I really enjoyed how Craven, feeling that anyone who was 16 at the time of the first film would now be 26, reaches out to those same fans, but about parental and career anxieties. All of Heather's fears are more about her family life and raising her son than they are about sex and drugs, and the most terrifying moments in this film are when Dylan faces seemingly everyday dangers.

It also makes sense that just two years later Craven would do Scream, as this film is basically a halfway point between the first Nightmare and that landmark film. Playing with the idea of rules and how the real world would handle a horror film scenario are shared across both, even if Craven ultimately finds more success in terrorizing teenagers.

Ryan Silberstein


I think I have to go with The Silence of the Lambs. I am a huge fan of the Thomas Harris Hannibal stories and the tv series is one of my favorite shows ever made. I think this is one of the films my parents let me watch when I was pretty young and I remember liking it because I love serial killer stories but it is only in recent years that I really appreciate the horror elements of that film. The performances in this are absolutely amazing especially a young Jodie Foster.

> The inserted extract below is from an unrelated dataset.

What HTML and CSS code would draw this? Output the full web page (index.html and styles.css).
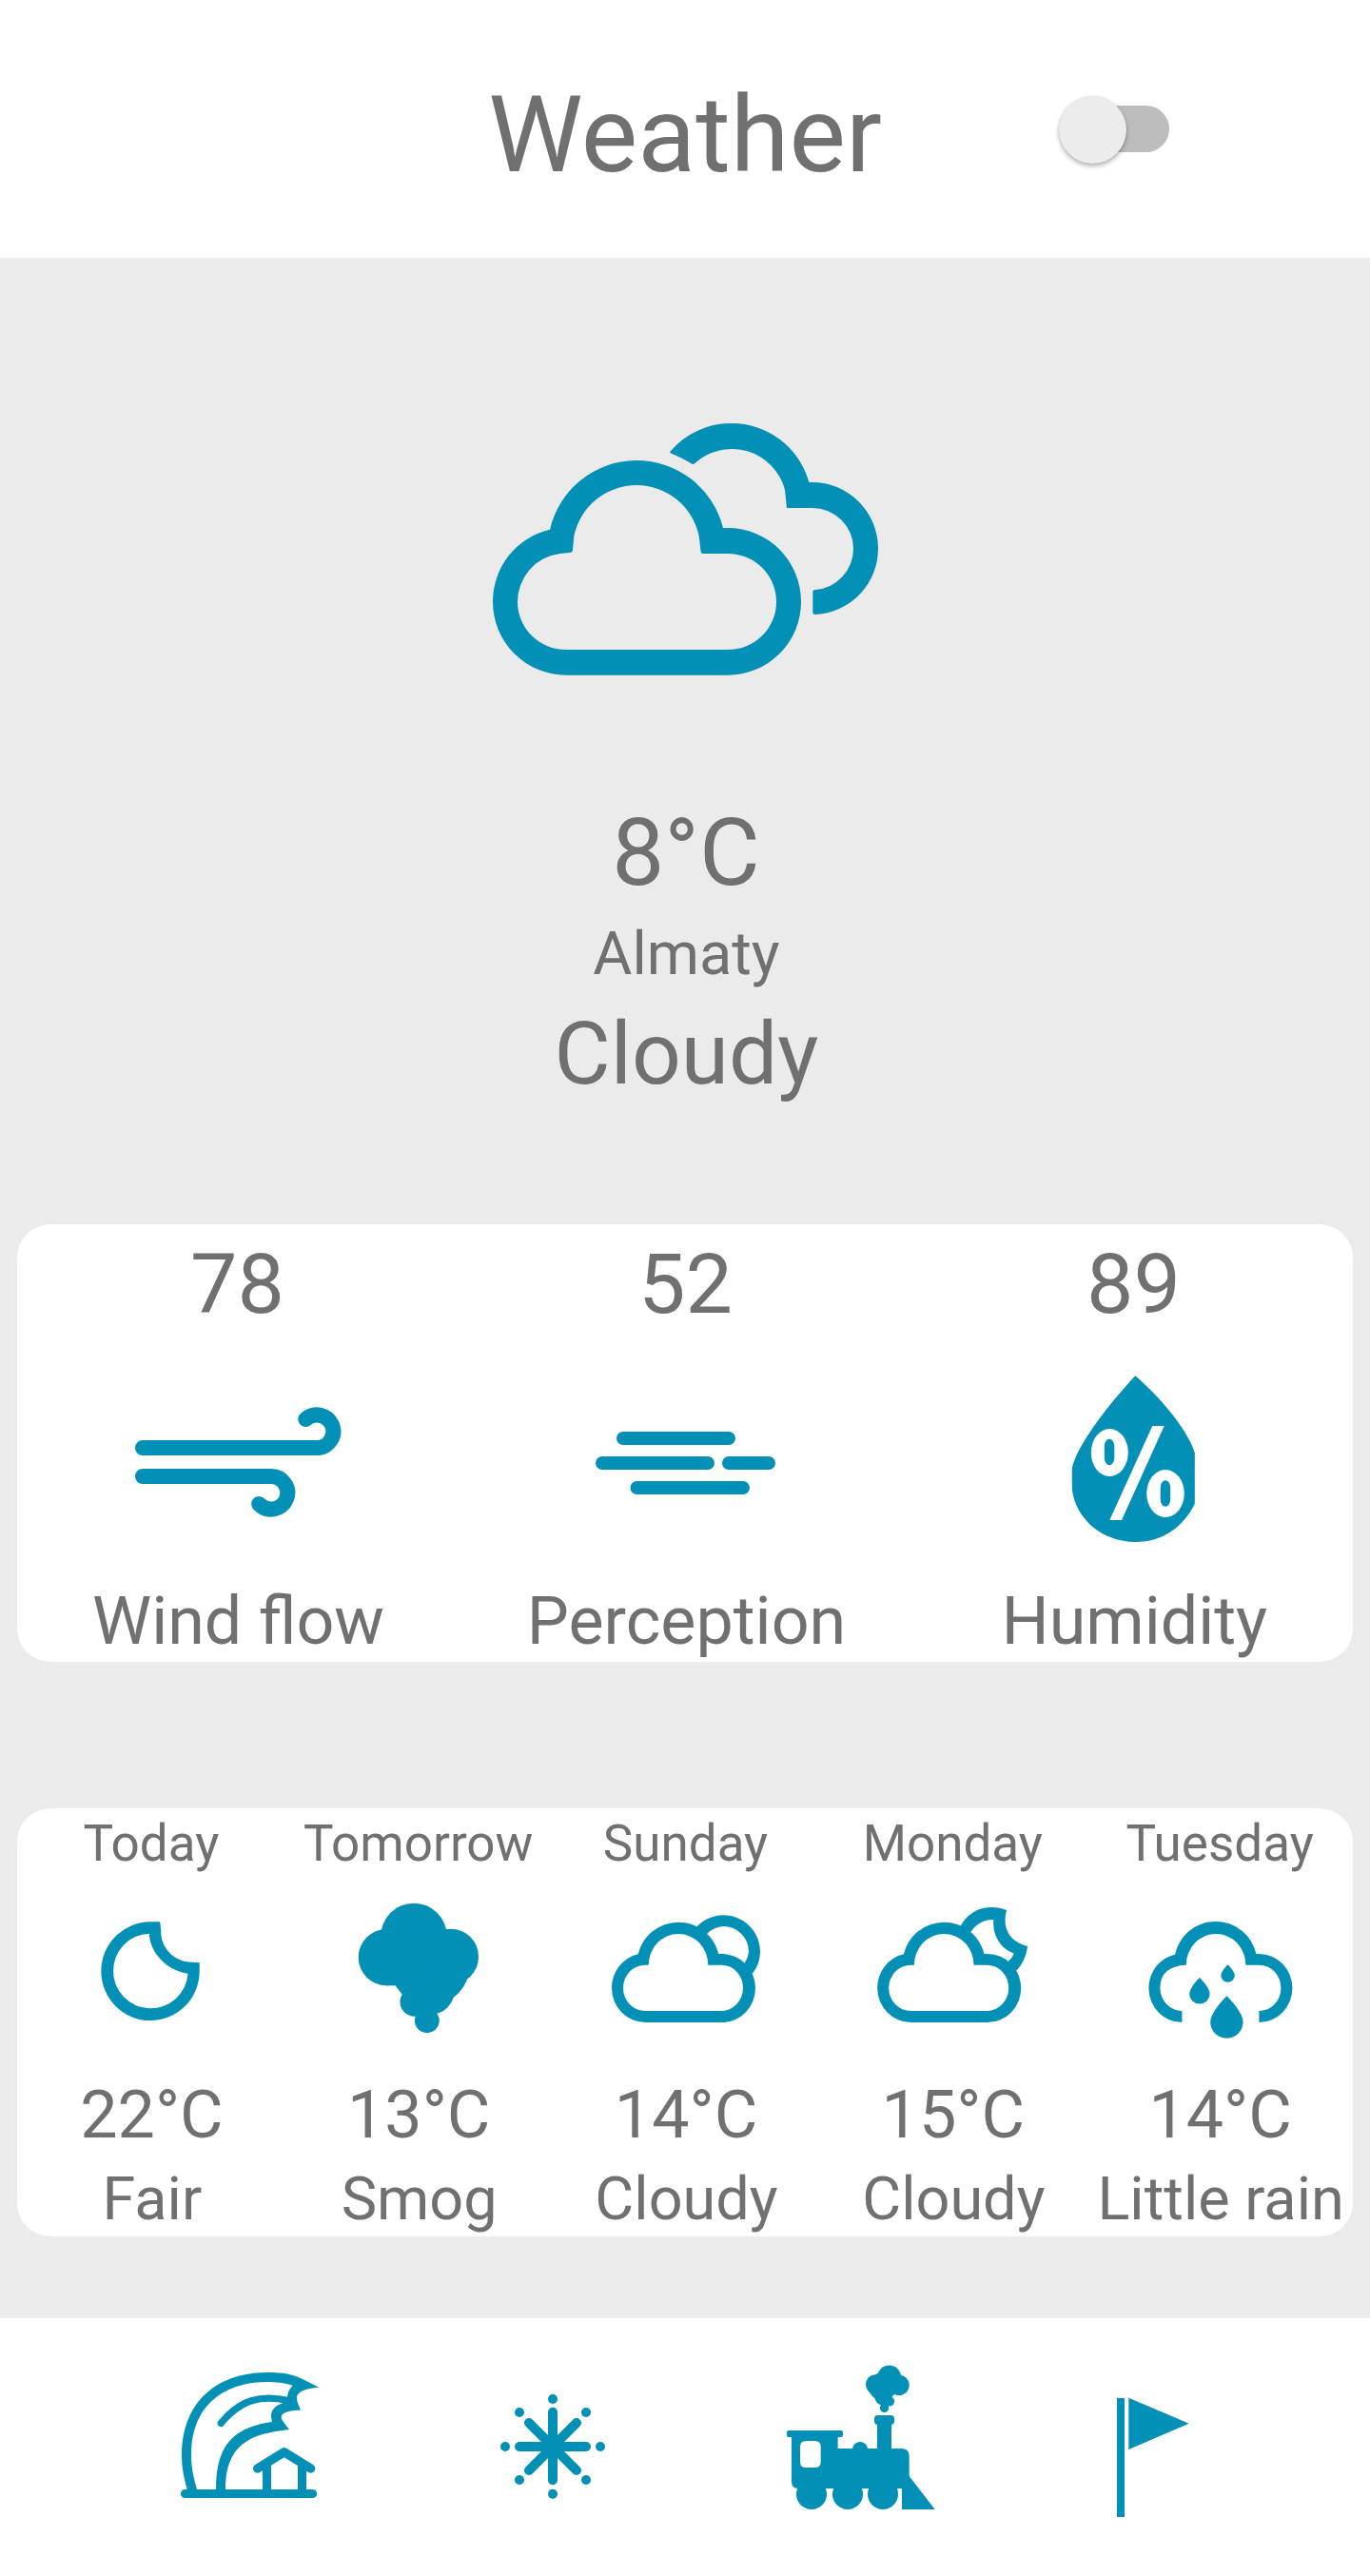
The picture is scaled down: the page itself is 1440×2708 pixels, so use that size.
FILE: index.html
```html
<!DOCTYPE html>
<html lang="en">
<head>
<meta charset="utf-8">
<title>Weather</title>
<link rel="stylesheet" href="styles.css">
</head>
<body>
<svg class="defs" width="0" height="0" aria-hidden="true">
  <symbol id="cloud" overflow="visible">
    <path fill-rule="evenodd" d="M355 738A106 108 0 0 1 249 630A106 108 0 0 1 332 523A130.5 130.5 0 0 1 586 522H597A105 108 0 0 1 702 630A105 108 0 0 1 597 738ZM355 702H595A69 72 0 0 0 663 630A69 72 0 0 0 595 557H553A94 98 0 0 0 365 557H355A70 72 0 0 0 285 630A70 72 0 0 0 355 702Z"/>
  </symbol>
  <symbol id="drop" overflow="visible">
    <path d="M0 -82C-18 -65 -51.5 -25 -51.5 0A51.5 51 0 0 0 51.5 0C51.5 -25 18 -65 0 -82Z"/>
  </symbol>
</svg>

<header class="header">
  <h1 class="title">Weather</h1>
  <div class="switch" role="switch" aria-checked="false"><span class="thumb"></span></div>
</header>

<main class="main">
  <section class="current">
    <svg class="current-icon" viewBox="0 0 1320 960">
      <path fill-rule="evenodd" d="M285 869A231 231 0 0 1 54 638A231 233 0 0 1 234 410A280.700 280.700 0 0 1 780 405H795A231 233 0 0 1 1026 638A231 231 0 0 1 795 869ZM285 789H795A153 151 0 0 0 948 638A153 152 0 0 0 795 486H716Q711 486 710 481L704 430A201.300 201.300 0 0 0 310 430L306 475Q305 481 301 482L265 486A153 153 0 0 0 132 638A153 151 0 0 0 285 789Z"/>
      <path d="M614 169Q611 166 615 162A253 253 0 0 1 807 75A253 253 0 0 1 1051 261H1061A208 209 0 0 1 1269 470A208 208 0 0 1 1073 678Q1063 679 1063 672V606Q1063 600 1070 600A130 130 0 0 0 1191 470A130 128 0 0 0 1061 342H981L975 285A173 173 0 0 0 691 201Q685 206 680 202Q650 184 614 169Z"/>
    </svg>
    <p class="current-temp">8°C</p>
    <p class="city">Almaty</p>
    <p class="current-state">Cloudy</p>
  </section>

  <section class="card details">
    <div class="detail">
      <p class="value">78</p>
      <svg class="detail-icon" viewBox="129 1440 240 190">
        <g class="line" stroke-width="16">
          <path d="M150 1522H334A17.3 17.3 0 1 0 321.3 1492"/>
          <path d="M150 1552H284.7A17.3 17.3 0 1 1 272.2 1581"/>
        </g>
      </svg>
      <p class="label">Wind flow</p>
    </div>
    <div class="detail">
      <p class="value">52</p>
      <svg class="detail-icon" viewBox="600 1440 240 190">
        <path class="line" stroke-width="14" d="M655 1512H766M633 1538H744M766 1538H808M669.500 1564H781"/>
      </svg>
      <p class="label">Perception</p>
    </div>
    <div class="detail">
      <p class="value">89</p>
      <svg class="detail-icon" viewBox="1071 1440 240 190">
        <path d="M1193.400 1446.300C1170 1471 1132 1518 1126.800 1543.300V1565C1130 1596 1158 1621 1193.400 1621C1222 1621 1244 1605 1255.800 1580.700V1527.300C1247 1500 1216 1466 1193.400 1446.300Z"/>
        <g class="paper">
          <ellipse cx="1166.300" cy="1527" rx="19.500" ry="25"/>
          <ellipse cx="1225" cy="1570" rx="19.800" ry="25"/>
          <polygon points="1211.300,1499 1223.700,1499 1179,1598 1166.300,1598"/>
        </g>
        <rect x="1160.800" y="1512.700" width="10.500" height="27.600" rx="5.200" ry="8"/>
        <rect x="1219.700" y="1556.200" width="10.500" height="27.600" rx="5.200" ry="8"/>
      </svg>
      <p class="label">Humidity</p>
    </div>
  </section>

  <section class="card forecast">
    <div class="day">
      <p class="day-name">Today</p>
      <svg class="day-icon" viewBox="58.400 1980 200 180">
        <path fill-rule="evenodd" d="M158.500 2020.300H167.500Q168.700 2020.300 168.900 2022L169.800 2034C171 2049 184 2061 198 2062.500L210.100 2063.300V2072A51.700 51.900 0 1 1 158.500 2020.300ZM157.200 2032.700A39.300 39.300 0 1 0 197.900 2074.700C175 2071.500 158 2052 157.200 2032.700Z"/>
      </svg>
      <p class="day-temp">22°C</p>
      <p class="day-state">Fair</p>
    </div>
    <div class="day">
      <p class="day-name">Tomorrow</p>
      <svg class="day-icon" viewBox="339.200 1980 200 180">
        <circle cx="435.200" cy="2035.300" r="34.600"/>
        <circle cx="474" cy="2057" r="29.200"/>
        <circle cx="406.500" cy="2057.700" r="29.600"/>
        <circle cx="452" cy="2066" r="42"/>
        <rect x="406" y="2070" width="20" height="17.300"/>
        <circle cx="452" cy="2092" r="26"/>
        <circle cx="436" cy="2104.500" r="15.300"/>
        <circle cx="449" cy="2124.200" r="12.900"/>
      </svg>
      <p class="day-temp">13°C</p>
      <p class="day-state">Smog</p>
    </div>
    <div class="day">
      <p class="day-name">Sunday</p>
      <svg class="day-icon" viewBox="180 300 600 540">
        <use href="#cloud"/>
        <path d="M517 436A116 116 0 0 1 717 515A116 116 0 0 1 693 584L680 580L668 551A80 80 0 0 0 681 515A80 80 0 0 0 602 435A80 80 0 0 0 550 458L535 462Z"/>
      </svg>
      <p class="day-temp">14°C</p>
      <p class="day-state">Cloudy</p>
    </div>
    <div class="day">
      <p class="day-name">Monday</p>
      <svg class="day-icon" viewBox="185.400 300 600 540">
        <use href="#cloud"/>
        <path d="M512 434C532 396 568 375 608 375Q634 375 657 385C644 424 652 480 723 498Q716 544 689 574L675 570L662 545Q674 534 680 521C640 505 612 470 615 414Q570 414 544 452L530 458Z"/>
      </svg>
      <p class="day-temp">15°C</p>
      <p class="day-state">Cloudy</p>
    </div>
    <div class="day">
      <p class="day-name">Tuesday</p>
      <svg class="day-icon" viewBox="544.800 300 600 540">
        <path d="M726 738A105 108 0 0 1 621 630A105 108 0 0 1 704 524A131 131 0 0 1 960 522H969A105 108 0 0 1 969 738V702A69 72 0 0 0 1038 630A69 72 0 0 0 969 557H927A94 98 0 0 0 739 557Q657 560 657 630A70 72 0 0 0 726 702Z"/>
        <use href="#drop" transform="translate(867 737)"/>
        <use href="#drop" transform="translate(781.500 648) scale(.62)"/>
        <use href="#drop" transform="translate(870.500 590) scale(.42)"/>
      </svg>
      <p class="day-temp">14°C</p>
      <p class="day-state">Little rain</p>
    </div>
  </section>
</main>

<nav class="tabs">
  <svg class="tab" viewBox="-204 51 954 813">
    <path d="M80 591C68 545 63 520 63 480C63 330 160 222 333 222C410 222 430 235 495 269C460 273 426 279 426 303C426 315 432 325 438 341C410 341 377 345 377 363C377 372 385 380 402 402C290 415 201 440 201 591H171C171 440 235 395 348 378Q345 365 345 358C345 340 360 325 382 319L396 300C397 285 402 275 413 263C390 255 360 252 333 252C180 252 93 340 93 480C93 520 98 545 111 591Z"/>
    <path class="line" stroke-width="22" d="M187 382C250 305 315 292 400 311"/>
    <path class="line" stroke-width="27" d="M73.500 604.500H476"/>
    <path class="line" stroke-width="28" d="M302 525L386 473.500L470 525"/>
    <path class="wall" d="M331.500 508V600M442.500 508V600"/>
  </svg>
  <svg class="tab" viewBox="750 51 954 813">
    <path class="line" stroke-width="30" d="M1233 347V562M1128 456H1338M1158 381L1308 531M1308 381L1158 531"/>
    <g>
      <circle cx="1233" cy="306" r="15"/><circle cx="1233" cy="605" r="15"/>
      <circle cx="1083" cy="456" r="15"/><circle cx="1383" cy="456" r="15"/>
      <circle cx="1128" cy="348" r="15"/><circle cx="1338" cy="348" r="15"/>
      <circle cx="1128" cy="561" r="15"/><circle cx="1338" cy="561" r="15"/>
    </g>
  </svg>
  <svg class="tab" viewBox="-186 51 954 813">
    <rect x="81" y="405" width="177" height="21" rx="6"/>
    <path fill-rule="evenodd" d="M96 415H242V462H445Q467 464 467 486V588H116Q96 586 96 566ZM141 438Q123 438 123 456V504Q123 522 141 522H170Q188 522 188 504V456Q188 438 170 438Z"/>
    <circle cx="312" cy="465" r="24"/>
    <rect x="366" y="375" width="45" height="95"/>
    <rect x="357" y="357" width="63" height="30" rx="11"/>
    <circle cx="159" cy="606" r="48"/>
    <circle cx="273" cy="606" r="48"/>
    <circle cx="384" cy="606" r="48"/>
    <polygon points="444,549 467,549 548,654 444,654"/>
    <circle cx="404" cy="237" r="37.500"/>
    <circle cx="435" cy="262" r="32"/>
    <circle cx="361" cy="260" r="31"/>
    <circle cx="383" cy="267" r="44"/>
    <circle cx="383" cy="301" r="24.500"/>
    <circle cx="405" cy="313" r="15.500"/>
    <circle cx="388.500" cy="334" r="14"/>
  </svg>
  <svg class="tab" viewBox="768 51 954 813">
    <rect x="1122" y="303" width="24" height="375"/>
    <polygon points="1159,302 1349,383 1159,465"/>
  </svg>
</nav>
</body>
</html>
```

FILE: styles.css
```css
* {
  box-sizing: border-box;
}

body {
  margin: 0;
  min-height: 2708px;
  display: flex;
  flex-direction: column;
  background: #ebebeb;
  color: #707070;
  font-family: Roboto, sans-serif;
}

h1,
p {
  margin: 0;
  font-weight: 400;
  white-space: nowrap;
}

svg {
  display: block;
  fill: #0290b7;
}

.defs {
  position: absolute;
}

.line {
  fill: none;
  stroke: #0290b7;
  stroke-linecap: round;
  stroke-linejoin: round;
}

.wall {
  fill: none;
  stroke: #0290b7;
  stroke-width: 27;
}

.paper {
  fill: #fff;
}

/* Header */
.header {
  height: 271px;
  padding-top: 76px;
  display: grid;
  grid-template-columns: 1fr auto 1fr;
  align-items: start;
  background: #fff;
}

.title {
  grid-column: 2;
  font-size: 112px;
  line-height: 132px;
}

.switch {
  justify-self: end;
  width: 110px;
  height: 49px;
  margin: 35px 211px 0 0;
  display: flex;
  align-items: center;
  border-radius: 25px;
  background: #bdbdbd;
}

.thumb {
  flex: none;
  width: 71px;
  height: 71px;
  margin: 2px 0 0 -6px;
  border-radius: 50%;
  background: #ececec;
  box-shadow: 0 3px 5px rgba(0, 0, 0, 0.28), 0 0 2px rgba(0, 0, 0, 0.12);
}

/* Current weather */
.main {
  height: 2166px;
}

.current {
  height: 1016px;
  padding-top: 149px;
  display: flex;
  flex-direction: column;
  align-items: center;
}

.current-icon {
  width: 440px;
  height: 320px;
}

.current-temp {
  margin-top: 100px;
  padding-left: 2px;
  font-size: 98px;
  line-height: 114px;
}

.city {
  margin-top: 12px;
  padding-left: 3px;
  font-size: 63px;
  line-height: 74px;
}

.current-state {
  margin-top: 15px;
  padding-left: 3px;
  font-size: 91px;
  line-height: 106px;
}

/* Cards */
.card {
  display: grid;
  margin: 0 18px;
  border-radius: 35px;
  background: #fff;
}

.details {
  height: 460px;
  padding-top: 11px;
  grid-template-columns: 462px 480px 462px;
}

.detail,
.day {
  display: flex;
  flex-direction: column;
  align-items: center;
}

.value {
  padding-left: 1px;
  font-size: 88px;
  line-height: 104px;
}

.detail-icon {
  width: 240px;
  height: 190px;
  margin: 38px 0 33px;
}

.label {
  padding-left: 3px;
  font-size: 70px;
  line-height: 82px;
}

.forecast {
  height: 450px;
  margin-top: 154px;
  padding-top: 6px;
  grid-template-columns: repeat(5, 1fr);
}

.day-name {
  padding-left: 1px;
  font-size: 53px;
  line-height: 62px;
}

.day-icon {
  width: 200px;
  height: 180px;
  margin: 11px 0 22px;
}

.day-temp {
  padding-left: 2px;
  font-size: 70px;
  line-height: 82px;
}

.day-state {
  margin-top: 11px;
  padding-left: 3px;
  font-size: 63px;
  line-height: 74px;
}

/* Bottom navigation */
.tabs {
  height: 271px;
  padding-left: 102px;
  display: flex;
  background: #fff;
}

.tab {
  width: 318px;
  height: 271px;
}
```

One of the stand out scenes for me is when the FBI is about to raid a home and it is cut with scenes of alarms going off at Buffalo Bill's house. It is so well done and iconic and I think about it all the time. Also the scene when she is in Buffalo Bill's house is so scary, especially when she is scrambling around in the dark trying to find him. I really hope they bring the Hannibal show back to do this story!

Tori Potenza

Looking back on the 90s it becomes clear how truly exceptional the decade was for horror. It's almost as if horror was always around and unless we were looking for it, we missed it. I wonder if the subsequent decades will feel the same, especially with the recent resurgence of mainstream horror enthusiasm.

Anywho, the 90s is chock full of classics, but for my money, the best horror film of the decade happened right at the outset. It was a time when larger budgets were thrown at stranger material; a time when Fred Ward was a viable leading man; a time when Reba McEntire made for a believable hardass who had no problem shooting elephant guns at giant worms.

I'm referring, of course, to Tremors. Equal parts comedy, adventure, and horror, this 1950s throwback has something for everyone. As one of the few VHS tapes I had as a kid, this flick is burnt into my brain wrinkles in a big way. I remember when I first saw it I found myself afraid to move for fear of being heard by a graboid. I remember being so grossed out by the saucy innards of the creatures that I was unable to eat pizza for months.

Childhood is strange.

Tremors is much of why I love movies (and practical effects), and while it may not be the best horror of the 90s, it's certainly the closest to my heart.

Dan Scully


The 90's looks to be saturated in Horror, most of which I was exposed to as it appeared at random on network television, where Jason, Michael and Freddy seemed to have unlimited capacity to return and cause a ruckus. As for the most memorable, I have to side with two from 1998, one I saw DURING the 90's, and another I saw after the turn of the millennium though it hails from the previous decade. First, is Halloween: H20 (1998) which I recall viscerally seeing as a family, being that the Halloween entries were a household staple. That at the time Jamie Lee Curtis was returning for a then "final" confrontation with her brother had us bristling with anticipation (one of the few things we were ever so completely unified in), and my teenage self was more than a little thrilled to see Jen (Michelle Williams) from Dawson's Creek in such perilous circumstances. We made it our rainy day Shore movie on vacation that August and likely went back a second, possibly third time. At the time it seemed as taut as any slasher could be, electric with the prospect of bloody reunion. What my younger self didn't give credence too was the attempts of the filmmakers to suggest Laurie Strode's (Jamie Lee Curtis) damage and alcoholism as a plot element, not quite convincingly portrayed but none the less posited. In hindsight, the lean 86 minute runtime is almost too short for what H20 hoped to accomplish, but it did a wonderful thing and made of Laurie a slightly different kind of "final girl"....not the kind the kind who runs, but the kind who decapitates motherf*ckers.

Second is RINGU (1998), which I saw as a college student, and only after the American version had been made. (yes, I love both versions). What RINGU did better than the predominating and more gruesome slasher fare of the decade was create a fantastically potent, moody mystery with an escalating enigmatic threat. Utilizing an intrinsically Japanese specter called an Onryo, a vengeful Yūrei (a scorned, betrayed, and departed spirit), which would later take the world by storm, the horror was embedded in story and enriched through discovery. This was unlike anything the world had seen at the time, more trenchant and brooding than any horror I had experienced, more tied to human traumas and personal histories, where the urgency feels deep seeded. Onryo would become part of the global Horror film language, a spirit in tattered white with long black hair so beholden to their vengeance which radiates outward like a plague, of which there is no abatement, from which there is no protection, resultant from the atrocities committed by people.... *looks over shoulder.

Aaron Mannino

While it's certainly a bad movie, I love The Faculty. They stab a teacher in the eye with COCAINE to kill ALIENS. Usher gets top billing, even though he only appears for roughly 20 seconds. I had a gigantic crush on Elijah Wood and angsty Alice Cooper covers in high school. This movie scratches both of those itches.